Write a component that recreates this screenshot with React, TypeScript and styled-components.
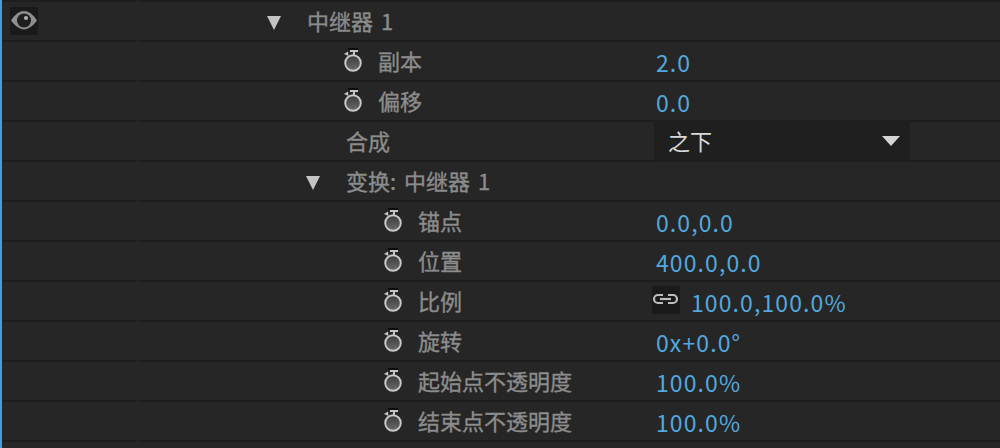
import React from "react";
import styled, { createGlobalStyle } from "styled-components";

const Global = createGlobalStyle`
  html, body { margin: 0; padding: 0; background: #262626; }
  body { width: 1000px; height: 448px; overflow: hidden; }
`;

const Panel = styled.div`
  width: 1000px;
  height: 448px;
  overflow: hidden;
  box-sizing: border-box;
  border-left: 2px solid #4a9ad4;
  background: #262626;
  font-family: "Noto Sans CJK SC", sans-serif;
  font-size: 22px;
`;

const Row = styled.div<{ $h?: number }>`
  display: grid;
  grid-template-columns: 135px 1fr;
  column-gap: 2px;
  height: ${(p) => p.$h ?? 40}px;
`;

const Cell = styled.div`
  display: flex;
  align-items: center;
  min-width: 0;
  box-sizing: border-box;
  border-bottom: 2px solid #1e1e1e;
`;

const LeadCell = styled(Cell)`
  padding-left: 8px;
`;

const MainCell = styled(Cell)`
  display: grid;
  grid-template-columns: 517px 1fr;
  align-items: center;
`;

const NameArea = styled.div<{ $indent: number }>`
  display: flex;
  align-items: center;
  padding-left: ${(p) => p.$indent}px;
  height: 38px;
`;

const Marker = styled.span<{ $w: number }>`
  display: inline-flex;
  width: ${(p) => p.$w}px;
  flex: none;
  align-items: center;
`;

const Label = styled.span`
  color: #8c8c8c;
  -webkit-text-stroke: 0.35px #8c8c8c;
  white-space: nowrap;
  word-spacing: 3px;
  line-height: 36px;
  height: 36px;
  margin-top: -3px;
`;

const Value = styled.span`
  display: flex;
  align-items: center;
  color: #52a8de;
  font-size: 23px;
  white-space: nowrap;
  letter-spacing: 1.1px;
  padding-top: 2px;
  height: 38px;
  box-sizing: border-box;
`;

const IconBox = styled.span<{ $s: number }>`
  display: inline-flex;
  flex: none;
  width: ${(p) => p.$s}px;
  height: ${(p) => p.$s}px;
  background: #1a1a1a;
`;

const LinkBox = styled(IconBox)`
  margin: -5px 11px 0 -4px;
`;

const Select = styled.div`
  display: flex;
  align-items: center;
  justify-content: space-between;
  box-sizing: border-box;
  width: 256px;
  height: 41px;
  margin: -2px 0 -1px -2px;
  padding: 0 10px 2px 14px;
  background: #1f1f1f;
  color: #d8d8d8;
`;

const Triangle = styled.span<{ $w: number; $h: number; $c: string; $y?: number }>`
  display: inline-block;
  flex: none;
  width: 0;
  height: 0;
  margin-top: ${(p) => p.$y ?? 0}px;
  border-left: ${(p) => p.$w / 2}px solid transparent;
  border-right: ${(p) => p.$w / 2}px solid transparent;
  border-top: ${(p) => p.$h}px solid ${(p) => p.$c};
`;

const Eye = () => (
  <IconBox $s={28}>
    <svg width="28" height="28" viewBox="0 0 28 28">
      <path d="M1 13.5 C5 7 10 4 14 4 C18 4 23 7 27 13.5 C23 19 18 22.5 14 22.5 C10 22.5 5 19 1 13.5 Z" fill="#8f8f8f" />
      <circle cx="14" cy="13.5" r="7" fill="#1f1f1f" />
      <circle cx="16" cy="11" r="2" fill="#b4b4b4" />
    </svg>
  </IconBox>
);

const Stopwatch = () => (
  <svg width="20" height="24" viewBox="0 0 20 24" style={{ marginTop: -2 }}>
    <defs>
      <linearGradient id="dial" x1="0" y1="0" x2="0" y2="1">
        <stop offset="0" stopColor="#3c3c3c" />
        <stop offset="1" stopColor="#6a6a6a" />
      </linearGradient>
    </defs>
    <rect x="5" y="0" width="10" height="2" fill="#0c0c0c" />
    <rect x="7" y="2" width="8" height="2" fill="#c4c4c4" />
    <rect x="10" y="3" width="2" height="5" fill="#c4c4c4" />
    <path d="M1 6 L5 3.5 L5.5 8 Z" fill="#c4c4c4" />
    <circle cx="10" cy="15" r="7.8" fill="url(#dial)" stroke="#c8c8c8" strokeWidth="1.9" />
  </svg>
);

const LinkIcon = () => (
  <LinkBox $s={28}>
    <svg width="28" height="28" viewBox="0 0 28 28">
      <g fill="none" stroke="#bdbdbd" strokeWidth="2.2">
        <path d="M11 9 H6 A4 4 0 0 0 6 17 H11" />
        <path d="M16 9 H21 A4 4 0 0 1 21 17 H16" />
        <path d="M8 13 H19" />
      </g>
    </svg>
  </LinkBox>
);

type Item = {
  indent: number;
  label: string;
  marker?: "open" | "watch";
  value?: string;
  link?: boolean;
  select?: string;
  eye?: boolean;
};

const items: Item[] = [
  { indent: 128, label: "中继器 1", marker: "open", eye: true },
  { indent: 204, label: "副本", marker: "watch", value: "2.0" },
  { indent: 204, label: "偏移", marker: "watch", value: "0.0" },
  { indent: 207, label: "合成", select: "之下" },
  { indent: 167, label: "变换: 中继器 1", marker: "open" },
  { indent: 244, label: "锚点", marker: "watch", value: "0.0,0.0" },
  { indent: 244, label: "位置", marker: "watch", value: "400.0,0.0" },
  { indent: 244, label: "比例", marker: "watch", value: "100.0,100.0%", link: true },
  { indent: 244, label: "旋转", marker: "watch", value: "0x+0.0°" },
  { indent: 244, label: "起始点不透明度", marker: "watch", value: "100.0%" },
  { indent: 244, label: "结束点不透明度", marker: "watch", value: "100.0%" },
];

export default function App() {
  return (
    <Panel>
      <Global />
      <Row $h={2}>
        <Cell />
        <Cell />
      </Row>
      {items.map((it) => (
        <Row key={it.label}>
          <LeadCell>{it.eye && <Eye />}</LeadCell>
          <MainCell>
            <NameArea $indent={it.indent}>
              {it.marker === "open" && (
                <Marker $w={40}>
                  <Triangle $w={15} $h={14} $c="#c4c4c4" $y={4} />
                </Marker>
              )}
              {it.marker === "watch" && (
                <Marker $w={35}>
                  <Stopwatch />
                </Marker>
              )}
              <Label>{it.label}</Label>
            </NameArea>
            {it.select ? (
              <Select>
                {it.select}
                <Triangle $w={18} $h={10} $c="#d4d4d4" $y={2} />
              </Select>
            ) : (
              it.value && (
                <Value>
                  {it.link && <LinkIcon />}
                  {it.value}
                </Value>
              )
            )}
          </MainCell>
        </Row>
      ))}
    </Panel>
  );
}
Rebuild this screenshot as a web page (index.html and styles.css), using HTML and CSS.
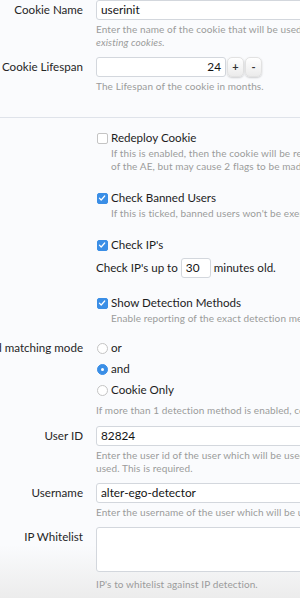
FILE: index.html
```html
<!DOCTYPE html>
<html lang="en">
<head>
<meta charset="utf-8">
<title>Alter Ego Detector options</title>
<link rel="stylesheet" href="styles.css">
</head>
<body>
<div class="form">
  <section class="group first">
    <div class="row text-row">
      <div class="label">Cookie Name</div>
      <div class="field">
        <div class="input wide">userinit</div>
        <p class="explain">Enter the name of the cookie that will be used to track users. Changing<br><i>existing cookies.</i></p>
      </div>
    </div>
    <div class="row text-row">
      <div class="label">Cookie Lifespan</div>
      <div class="field">
        <div class="spin">
          <div class="input num">24</div>
          <button class="spin-btn">+</button>
          <button class="spin-btn">-</button>
        </div>
        <p class="explain">The Lifespan of the cookie in months.</p>
      </div>
    </div>
  </section>

  <section class="group second">
    <div class="row">
      <div class="label"></div>
      <div class="field checks">
        <div class="check-item">
          <label class="check"><span class="box"></span>Redeploy Cookie</label>
          <p class="explain sub">If this is enabled, then the cookie will be reset on every page view, improving the detection<br>of the AE, but may cause 2 flags to be made for the same user pair.</p>
        </div>
        <div class="check-item">
          <label class="check"><span class="box on"><svg viewBox="0 0 10 10" width="10" height="10"><path d="M2.4 5.2 L4.2 7 L7.7 3" fill="none" stroke="#fff" stroke-width="1.2" stroke-linecap="round" stroke-linejoin="round"/></svg></span>Check Banned Users</label>
          <p class="explain sub">If this is ticked, banned users won't be exempt from detection.</p>
        </div>
        <div class="check-item">
          <label class="check"><span class="box on"><svg viewBox="0 0 10 10" width="10" height="10"><path d="M2.4 5.2 L4.2 7 L7.7 3" fill="none" stroke="#fff" stroke-width="1.2" stroke-linecap="round" stroke-linejoin="round"/></svg></span>Check IP's</label>
          <div class="inline-line">Check IP's up to <span class="input mini">30</span> minutes old.</div>
        </div>
        <div class="check-item">
          <label class="check"><span class="box on"><svg viewBox="0 0 10 10" width="10" height="10"><path d="M2.4 5.2 L4.2 7 L7.7 3" fill="none" stroke="#fff" stroke-width="1.2" stroke-linecap="round" stroke-linejoin="round"/></svg></span>Show Detection Methods</label>
          <p class="explain sub">Enable reporting of the exact detection methods used in the report.</p>
        </div>
      </div>
    </div>

    <div class="row radio-row">
      <div class="label">Detection method matching mode</div>
      <div class="field">
        <div class="radios">
          <label class="radio"><span class="dot"></span>or</label>
          <label class="radio"><span class="dot on"></span>and</label>
          <label class="radio"><span class="dot"></span>Cookie Only</label>
        </div>
        <p class="explain">If more than 1 detection method is enabled, configure how they are matched.</p>
      </div>
    </div>

    <div class="row text-row">
      <div class="label">User ID</div>
      <div class="field">
        <div class="input wide">82824</div>
        <p class="explain">Enter the user id of the user which will be used to create the reports. The user must be<br>used. This is required.</p>
      </div>
    </div>
    <div class="row text-row">
      <div class="label">Username</div>
      <div class="field">
        <div class="input wide">alter-ego-detector</div>
        <p class="explain">Enter the username of the user which will be used to create the reports.</p>
      </div>
    </div>
    <div class="row text-row">
      <div class="label">IP Whitelist</div>
      <div class="field">
        <div class="textarea"></div>
        <p class="explain gap">IP's to whitelist against IP detection.</p>
      </div>
    </div>
  </section>
</div>
</body>
</html>
```

FILE: styles.css
```css
html, body {
  margin: 0;
  padding: 0;
  overflow: hidden;
}
body {
  width: 300px;
  height: 598px;
  background: linear-gradient(to bottom, #fafbfd 0, #fafbfd 545px, #ececec 598px);
  font-family: Lato, "Open Sans", sans-serif;
  color: #1d1d1d;
}
.form {
  width: 560px;
}
.group.first {
  padding-bottom: 24px;
  border-bottom: 1px solid #dfe3ea;
}
.group.second {
  padding-top: 12px;
}
.row {
  display: grid;
  grid-template-columns: 83px 1fr;
  column-gap: 13px;
}
.text-row + .text-row {
  margin-top: 8px;
}
.label {
  font-size: 11.6px;
  line-height: 20px;
  text-align: right;
  white-space: nowrap;
  direction: rtl;
  color: #262626;
}
.field {
  min-width: 0;
}
.input {
  box-sizing: border-box;
  height: 20px;
  border: 1px solid #d3d7dd;
  border-radius: 3px;
  background: #fff;
  font-size: 11.8px;
  line-height: 18px;
  padding: 0 4px;
  color: #141414;
}
.input.wide {
  width: 420px;
}
.explain {
  margin: 3px 0 0;
  font-size: 10px;
  line-height: 13px;
  letter-spacing: 0.1px;
  color: #9b9b9b;
  white-space: nowrap;
}
.explain.gap {
  margin-top: 6px;
}
.spin {
  display: flex;
  align-items: center;
  gap: 1px;
}
.input.num {
  width: 130px;
  text-align: right;
}
.spin-btn {
  width: 17px;
  height: 20px;
  padding: 0;
  border: 1px solid #e2e2e2;
  border-radius: 5px;
  background: linear-gradient(#ffffff, #ebebeb);
  box-shadow: 0 1px 2px rgba(0, 0, 0, 0.18);
  font-family: Lato, sans-serif;
  font-weight: bold;
  font-size: 11px;
  color: #333;
  line-height: 18px;
}
.checks {
  display: flex;
  flex-direction: column;
  gap: 17px;
}
.check, .radio {
  display: flex;
  align-items: center;
  gap: 3px;
  font-size: 11.6px;
  line-height: 16px;
}
.box {
  box-sizing: border-box;
  width: 11px;
  height: 11px;
  margin-left: 1px;
  border: 1px solid #c4c4c4;
  border-radius: 2px;
  background: #fff;
  display: flex;
}
.box.on {
  background: #3a8ee6;
  border-color: #3a8ee6;
}
.box svg {
  margin: -1px;
}
.explain.sub {
  margin-top: 1px;
  padding-left: 15px;
}
.inline-line {
  margin-top: 5px;
  font-size: 11.6px;
  line-height: 20px;
  display: flex;
  align-items: center;
  gap: 3px;
  white-space: nowrap;
}
.input.mini {
  width: 30px;
  display: inline-block;
}
.radio-row {
  margin-top: 15px;
}
.radio-row .label {
  line-height: 16px;
}
.radios {
  display: flex;
  flex-direction: column;
  gap: 5px;
}
.dot {
  box-sizing: border-box;
  width: 11px;
  height: 11px;
  margin-left: 1px;
  border: 1px solid #c4c4c4;
  border-radius: 50%;
  background: #fff;
  position: relative;
}
.dot.on {
  background: #3a8ee6;
  border-color: #3a8ee6;
}
.dot.on::after {
  content: "";
  position: absolute;
  left: 3px;
  top: 3px;
  width: 3px;
  height: 3px;
  border-radius: 50%;
  background: #fff;
}
.radio-row .explain {
  margin-top: 6px;
}
.radio-row + .text-row {
  margin-top: 9px;
}
.textarea {
  box-sizing: border-box;
  width: 420px;
  height: 45px;
  border: 1px solid #d3d7dd;
  border-radius: 3px;
  background: #fff;
}
```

####################

What you will do:
Spot every line that holds "screenshot" and copy it.

Written response:
Write a component that recreates this screenshot with React, TypeScript and styled-components.
Rebuild this screenshot as a web page (index.html and styles.css), using HTML and CSS.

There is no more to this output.